Water quality in the Spring River basin is integral to southwest Missouri, southeast Kansas, and northwest Oklahoma and is an important ecological resource that continues to be impacted by humans. Values of the Spring River system include recreational opportunities, drinking water supply, fish and wildlife, and overall biodiversity, including freshwater mussels. Non-point sources of pollution include runoff from agriculture, urban, and abandoned mine lands while point sources primarily includes municipal wastewater treatment plants. The purpose of the study was to assess water quality differences among the sites and the influences the tributaries have on the main river. In 2014, as part of two separate courses, water samples were collected from bridges at seven sites, including the Spring River and its tributaries. Some variables were measured in the field and others in the lab. The variables measured were grouped into the categories of general chemistry, mining, and urban/agriculture. The data were analyzed as an analysis of variance. Of the 10 water quality parameters, five showed some statistically significant effect related to site or season. In the general chemistry category, there were no significant differences for site, season, or site and season among the variables of dissolved oxygen, temperature, and turbidity. In the mining category, there were significant differences for site and season for pH, conductivity, and sulfates, while total iron showed no significant difference. In the urban/agricultural, nitrates showed significant differences only for sites. Ammonia had no significant differences for site or season. Turkey and Cow Creek were most different from the other sites. Cow Creek was significantly higher in conductivity, sulfates, and soluble reactive phosphorus. Turkey Creek was also higher than the other sites in soluble reactive phosphorus and highest in nitrates.

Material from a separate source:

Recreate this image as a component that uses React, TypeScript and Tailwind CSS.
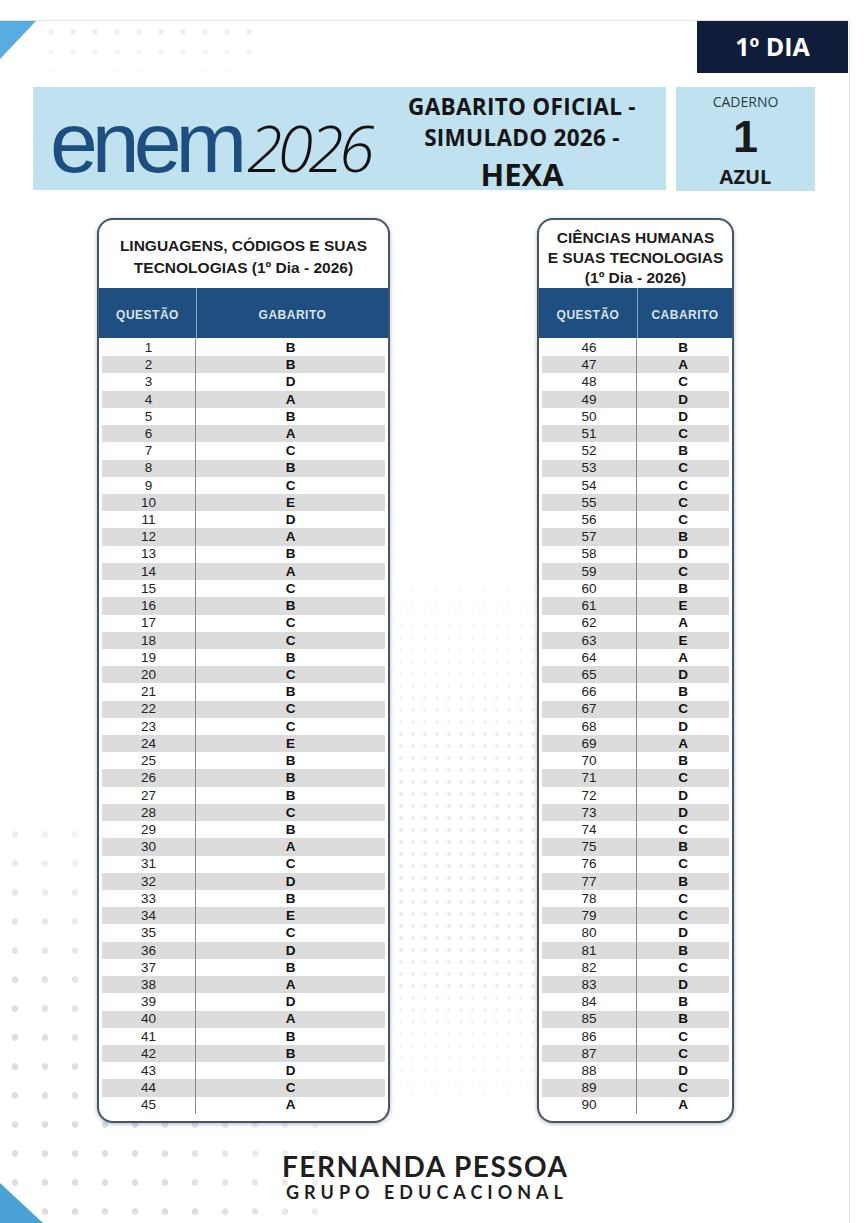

These differences could be due to wastewater and local impacts. When concentrations were higher in the tributaries, there was no significant effect on the main river sample site below the tributary. The lack of effect is likely due to smaller discharges of the tributaries compared to the large discharges of the main river. In conclusion, there were significant differences in water quality among the tributaries, in Cow and Turkey Creeks. There was no evidence that the tributaries influenced water quality on the Spring River.